Work to be completed:
In the entries, find all lines that hold the word "this" and copy them.

^^^^^^^^

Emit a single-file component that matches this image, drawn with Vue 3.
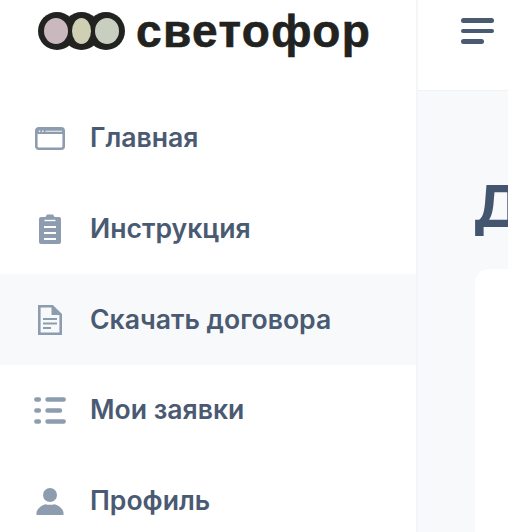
<script setup>
const menu = [
  { label: 'Главная', icon: 'window' },
  { label: 'Инструкция', icon: 'clipboard' },
  { label: 'Скачать договора', icon: 'doc', active: true },
  { label: 'Мои заявки', icon: 'list' },
  { label: 'Профиль', icon: 'user' },
]
</script>

<template>
  <div class="page">
    <aside class="sidebar">
      <div class="logo">
        <svg class="logo-mark" width="87" height="38" viewBox="0 0 87 38">
          <circle cx="19" cy="19" r="19" fill="#222220" />
          <circle cx="43.500" cy="19" r="19" fill="#222220" />
          <circle cx="68" cy="19" r="19" fill="#222220" />
          <ellipse cx="18" cy="19" rx="12" ry="13" fill="#c9b9bf" />
          <ellipse cx="43.500" cy="19" rx="9.500" ry="13" fill="#cfcfb4" />
          <ellipse cx="69" cy="19" rx="12" ry="13" fill="#c8cfc0" />
        </svg>
        <span class="logo-text">светофор</span>
      </div>
      <nav class="menu">
        <a v-for="item in menu" :key="item.label" class="item" :class="{ active: item.active }">
          <span class="icon">
            <svg v-if="item.icon === 'window'" width="30" height="23" viewBox="0 0 30 23">
              <rect x="1.300" y="1.300" width="27.400" height="20.400" rx="2.500" fill="none" stroke="#8d9cae" stroke-width="2.600" />
              <rect x="1.500" y="2" width="27" height="5" fill="#8d9cae" />
              <circle cx="4.500" cy="4.300" r="1" fill="#dfe4ea" />
              <circle cx="7.800" cy="4.300" r="1" fill="#dfe4ea" />
              <rect x="10.500" y="3.700" width="16.500" height="1.200" fill="#dfe4ea" />
            </svg>
            <svg v-else-if="item.icon === 'clipboard'" width="24" height="30" viewBox="0 0 24 30">
              <path d="M3 3h4.500L9 0.500h6L16.500 3H21a2 2 0 0 1 2 2v23a2 2 0 0 1-2 2H3a2 2 0 0 1-2-2V5a2 2 0 0 1 2-2z" fill="#8d9cae" />
              <path d="M6.500 6.500h11" stroke="#fff" stroke-width="1.400" />
              <path d="M6 13h12M6 19h12M6 25h12" stroke="#fff" stroke-width="1.800" />
            </svg>
            <svg v-else-if="item.icon === 'doc'" width="24" height="30" viewBox="0 0 24 30">
              <path d="M1.300 1.300h13L22.700 9.500v19.200H1.300z" fill="none" stroke="#8d9cae" stroke-width="2.600" />
              <path d="M13.500 1.300V10H23z" fill="#8d9cae" />
              <path d="M5 14h14M5 18.500h14M5 23h8" stroke="#8d9cae" stroke-width="2.200" />
            </svg>
            <svg v-else-if="item.icon === 'list'" width="32" height="27" viewBox="0 0 32 27">
              <g stroke="#8d9cae" stroke-linecap="round" stroke-width="4.400" fill="none">
                <path d="M2.300 2.500h2.600M2.300 13.500h2.600M2.300 24.500h2.600" />
                <path d="M13.500 2.500h16.200M13.500 13.500h12.500M13.500 24.500h16.200" />
              </g>
            </svg>
            <svg v-else width="28" height="27" viewBox="0 0 28 27">
              <circle cx="14" cy="7" r="7" fill="#8d9cae" />
              <path d="M0.500 27v-2.500C1 20.500 6 17 9.500 16.200c2.500 0.800 6.500 0.800 9 0C22 17 27 20.500 27.500 24.500V27z" fill="#8d9cae" />
            </svg>
          </span>
          <span class="label">{{ item.label }}</span>
        </a>
      </nav>
    </aside>
    <main class="main">
      <header class="topbar">
        <button class="burger"><i></i><i></i><i class="short"></i></button>
      </header>
      <section class="content">
        <h1 class="title">Д</h1>
        <div class="card"></div>
      </section>
    </main>
  </div>
</template>

<style>
html, body {
  margin: 0;
  height: 100%;
  overflow: hidden;
}
</style>

<style scoped>
.page {
  display: flex;
  width: 508px;
  height: 532px;
  overflow: hidden;
  background: #fff;
  font-family: Inter, Roboto, "Liberation Sans", sans-serif;
}
.sidebar {
  flex: 0 0 418px;
  box-sizing: border-box;
  border-right: 2px solid #f3f5f8;
  background: #fff;
}
.logo {
  display: flex;
  align-items: center;
  height: 62px;
  gap: 11px;
  padding-left: 38px;
}
.logo-text {
  font-family: "Liberation Sans", Arial, sans-serif;
  font-weight: 700;
  font-size: 46px;
  color: #222220;
  letter-spacing: 1.400px;
  line-height: 1;
  -webkit-text-stroke: 0.6px #222220;
}
.menu {
  display: flex;
  flex-direction: column;
  padding-top: 31px;
}
.item {
  display: flex;
  align-items: center;
  height: 90.700px;
  padding-left: 34px;
  color: #4a5a72;
}
.item.active {
  background: #f7f9fb;
}
.icon {
  display: flex;
  align-items: center;
  justify-content: center;
  width: 32px;
  margin-right: 24px;
}
.label {
  font-size: 26.600px;
  font-weight: 600;
  padding-bottom: 2px;
}
.main {
  flex: 1;
  min-width: 0;
  display: flex;
  flex-direction: column;
  background: #f8f9fb;
}
.topbar {
  flex: 0 0 91px;
  box-sizing: border-box;
  background: #fff;
  border-bottom: 1px solid #f0f2f6;
  padding: 0 0 0 43px;
}
.burger {
  display: flex;
  flex-direction: column;
  gap: 6px;
  border: 0;
  background: none;
  padding: 18px 0 0;
}
.burger i {
  display: block;
  width: 33px;
  height: 4.500px;
  border-radius: 3px;
  background: #4a5a72;
}
.burger i.short {
  width: 23px;
}
.content {
  flex: 1;
  padding: 0 0 0 57px;
}
.title {
  margin: 79px 0 0 -2px;
  font-size: 58px;
  font-weight: 700;
  line-height: 72px;
  color: #44566f;
  white-space: nowrap;
}
.card {
  margin-top: 27px;
  height: 300px;
  width: 400px;
  background: #fff;
  border-radius: 14px;
}
</style>
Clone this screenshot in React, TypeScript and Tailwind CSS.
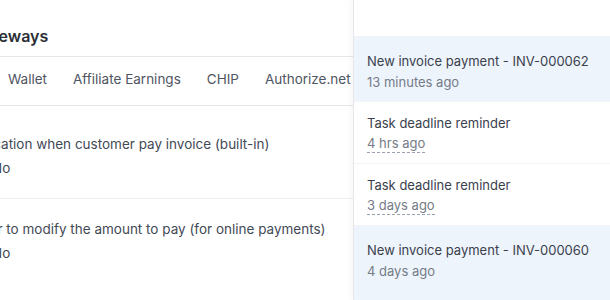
import React from "react";

const notifications = [
  { title: "New invoice payment - INV-000062", time: "13 minutes ago", unread: true },
  { title: "Task deadline reminder", time: "4 hrs ago", unread: false },
  { title: "Task deadline reminder", time: "3 days ago", unread: false },
  { title: "New invoice payment - INV-000060", time: "4 days ago", unread: true },
];

const tabs = ["Wallet", "Affiliate Earnings", "CHIP", "Authorize.net AIM"];

export default function App() {
  return (
    <div
      className="flex h-[300px] w-[610px] overflow-hidden bg-white"
      style={{ fontFamily: "Inter, 'Noto Sans', sans-serif" }}
    >
      {/* Settings page (scrolled so its left part is off screen) */}
      <div className="w-[353px] shrink-0 overflow-hidden">
        <div className="border-b border-gray-200 pt-[24px] pb-[7px]">
          <h2 className="-ml-[100px] whitespace-nowrap text-[16px] font-semibold leading-[25px] text-[#2b2f36]">
            Payment Gateways
          </h2>
        </div>
        <div className="flex h-[49px] items-center gap-[26px] border-b border-gray-200 pb-[3px] pl-2">
          {tabs.map((t) => (
            <span key={t} className="whitespace-nowrap text-[13.5px] text-[#4f5562]">
              {t}
            </span>
          ))}
        </div>
        <div className="border-b border-gray-200/70 pt-[28px] pb-[20px]">
          <p className="-ml-[93px] whitespace-nowrap text-[13.5px] leading-5 text-[#434a55]">
            Receive notification when customer pay invoice (built-in)
          </p>
          <div className="mt-1 -ml-[8px] text-[13.5px] leading-5 text-[#434a55]">No</div>
        </div>
        <div className="pt-[20px]">
          <p className="-ml-[96px] whitespace-nowrap text-[13.5px] leading-5 text-[#434a55]">
            Allow customer to modify the amount to pay (for online payments)
          </p>
          <div className="mt-1 -ml-[8px] text-[13.5px] leading-5 text-[#434a55]">No</div>
        </div>
      </div>

      {/* Notifications panel */}
      <div className="flex-1 border-l border-gray-200 bg-white shadow-[-2px_0_6px_rgba(0,0,0,0.04)]">
        <div className="h-[37px] border-b border-gray-100" />
        {notifications.map((n, i) => (
          <div
            key={i}
            className={`flex flex-col items-start border-b border-gray-100 px-[13px] ${
              n.unread ? "bg-[#eef4fc] pt-[15px] pb-[10px]" : "bg-white pt-[12px] pb-[10px]"
            }`}
          >
            <p className="whitespace-nowrap text-[13px] leading-[19px] text-[#3a414d]">{n.title}</p>
            <span
              className={`text-[13px] leading-[18px] text-[#757c88] ${
                n.unread ? "mt-[2px]" : "mt-[1px] border-b border-dashed border-gray-400"
              }`}
            >
              {n.time}
            </span>
          </div>
        ))}
        <div className="h-[20px] bg-[#eef4fc]" />
      </div>
    </div>
  );
}
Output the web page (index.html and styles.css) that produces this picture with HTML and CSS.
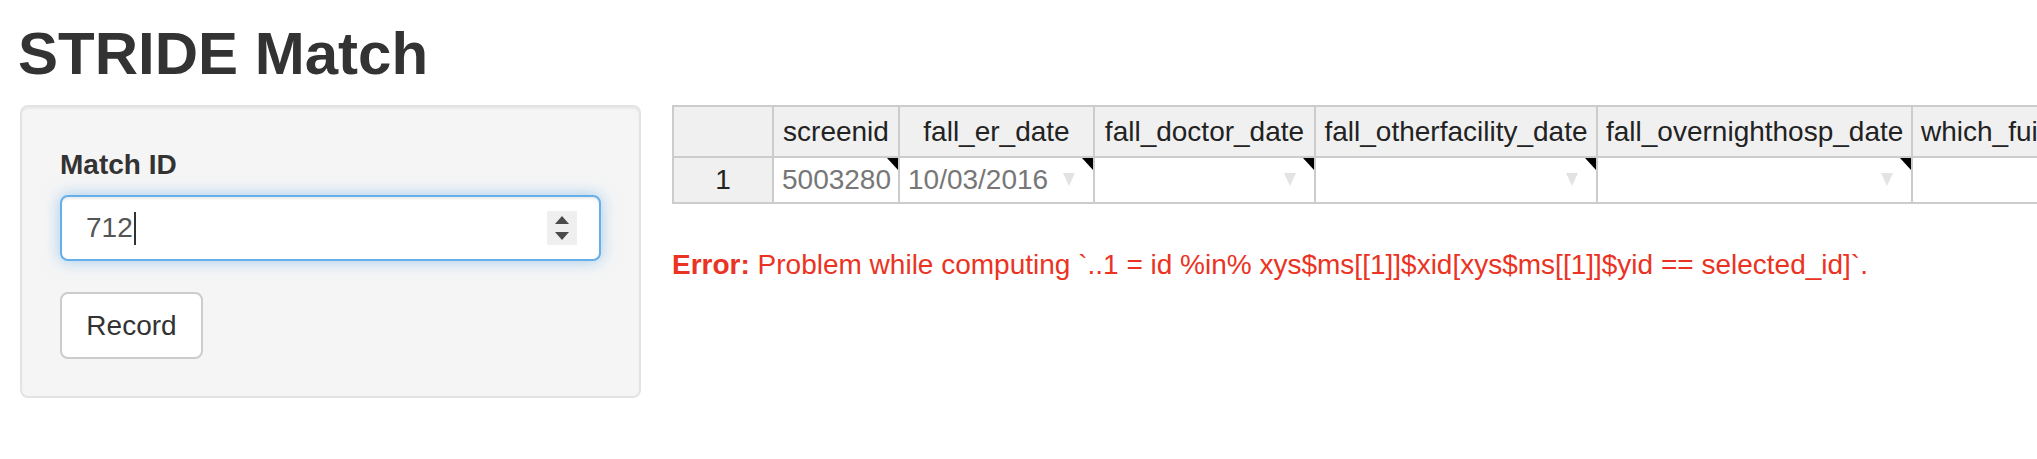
FILE: index.html
```html
<!DOCTYPE html>
<html lang="en">
<head>
<meta charset="utf-8">
<title>STRIDE Match</title>
<link rel="stylesheet" href="styles.css">
</head>
<body>
<div class="page">
  <h2 class="title">STRIDE Match</h2>
  <div class="layout">
    <aside class="well">
      <div class="form-group">
        <label class="control-label">Match ID</label>
        <div class="num-input">
          <span class="val">712</span><span class="caret"></span>
          <span class="spin"><i class="up"></i><i class="down"></i></span>
        </div>
      </div>
      <button class="btn" type="button">Record</button>
    </aside>
    <main class="main">
      <div class="hot-wrap">
        <table class="hot">
          <colgroup>
            <col class="c-rh"><col class="c-id"><col class="c-er"><col class="c-doc"><col class="c-oth"><col class="c-ovn"><col class="c-which">
          </colgroup>
          <thead>
            <tr>
              <th></th>
              <th>screenid</th>
              <th>fall_er_date</th>
              <th>fall_doctor_date</th>
              <th>fall_otherfacility_date</th>
              <th>fall_overnighthosp_date</th>
              <th class="left">which_fuid_date</th>
            </tr>
          </thead>
          <tbody>
            <tr>
              <th class="rowhead">1</th>
              <td class="ro num flag">5003280</td>
              <td class="ro flag">10/03/2016<span class="arrow"></span></td>
              <td class="flag"><span class="arrow"></span></td>
              <td class="flag"><span class="arrow"></span></td>
              <td class="flag"><span class="arrow"></span></td>
              <td class="last"><span class="arrow"></span></td>
            </tr>
          </tbody>
        </table>
      </div>
      <div class="error"><b>Error:</b> Problem while computing `..1 = id %in% xys$ms[[1]]$xid[xys$ms[[1]]$yid == selected_id]`.</div>
    </main>
  </div>
</div>
</body>
</html>
```

FILE: styles.css
```css
* { box-sizing: border-box; }
html, body {
  margin: 0;
  padding: 0;
  background: #fff;
  overflow: hidden;
}
body {
  font-family: "Liberation Sans", Arial, Helvetica, sans-serif;
  font-size: 28px;
  line-height: 40px;
  color: #333;
}
.page {
  padding: 0 20px;
  width: 2037px;
}
.title {
  margin: 21px 0 18px -2px;
  font-size: 60px;
  line-height: 66px;
  font-weight: 700;
  color: #333;
}
.layout {
  display: flex;
  align-items: flex-start;
  gap: 31px;
}
.well {
  flex: 0 0 621px;
  background: #f5f5f5;
  border: 2px solid #e3e3e3;
  border-radius: 8px;
  box-shadow: inset 0 2px 2px rgba(0,0,0,.05);
  padding: 38px 38px 37px;
}
.form-group {
  margin-bottom: 31px;
}
.control-label {
  display: block;
  font-weight: 700;
  line-height: 40px;
  margin-bottom: 10px;
}
.num-input {
  display: flex;
  align-items: center;
  height: 66px;
  background: #fff;
  border: 2px solid #66afe9;
  border-radius: 8px;
  padding: 0 22px 0 24px;
  color: #555;
  box-shadow: inset 0 2px 2px rgba(0,0,0,.075), 0 0 16px rgba(102,175,233,.6);
}
.num-input .val {
  line-height: 40px;
}
.num-input .caret {
  display: inline-block;
  width: 2px;
  height: 33px;
  background: #333;
  margin-left: 1px;
}
.spin {
  margin-left: auto;
  width: 30px;
  height: 34px;
  background: #efefef;
  display: flex;
  flex-direction: column;
  align-items: center;
  justify-content: center;
  gap: 8px;
}
.spin i {
  display: block;
  width: 0;
  height: 0;
  border-left: 7px solid transparent;
  border-right: 7px solid transparent;
}
.spin .up { border-bottom: 8px solid #4a4a4a; }
.spin .down { border-top: 8px solid #4a4a4a; }
.btn {
  display: block;
  width: 143px;
  height: 67px;
  padding: 0 24px;
  font-family: inherit;
  font-size: 28px;
  line-height: 40px;
  color: #333;
  background: #fff;
  border: 2px solid #ccc;
  border-radius: 8px;
}
.main {
  flex: 1 1 auto;
  min-width: 0;
}
.hot {
  border-collapse: collapse;
  table-layout: fixed;
  width: 1439px;
  font-size: 28px;
  line-height: 40px;
}
.c-rh { width: 100px; }
.c-id { width: 126px; }
.c-er { width: 195px; }
.c-doc { width: 221px; }
.c-oth { width: 282px; }
.c-ovn { width: 315px; }
.c-which { width: 200px; }
.hot th, .hot td {
  border: 2px solid #ccc;
  padding: 0 8px;
  white-space: nowrap;
  overflow: hidden;
  vertical-align: middle;
}
.hot thead th {
  height: 51px;
  background: #f0f0f0;
  color: #222;
  font-weight: 400;
  text-align: center;
}
.hot thead th.left { text-align: left; }
.hot th.rowhead {
  background: #f0f0f0;
  color: #222;
  font-weight: 400;
  text-align: center;
}
.hot td {
  height: 46px;
  background: #fff;
  color: #222;
  position: relative;
}
.hot td.ro { color: #777; }
.hot td.num { text-align: right; }
.hot td.flag::after {
  content: "";
  position: absolute;
  top: 0;
  right: 0;
  width: 0;
  height: 0;
  border-top: 12px solid #000;
  border-left: 11px solid transparent;
}
.arrow {
  position: absolute;
  top: 15px;
  right: 18px;
  width: 12px;
  height: 0;
  border-left: 6px solid transparent;
  border-right: 6px solid transparent;
  border-top: 13px solid #e3e3e3;
}
.error {
  margin-top: 41px;
  color: #eb3323;
  white-space: nowrap;
}
.error b { font-weight: 700; }
```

^^^^^^^^

Written solution:
Emit a single-file component that matches this image, drawn with Vue 3.
Clone this screenshot in React, TypeScript and Tailwind CSS.
Output the web page (index.html and styles.css) that produces this picture with HTML and CSS.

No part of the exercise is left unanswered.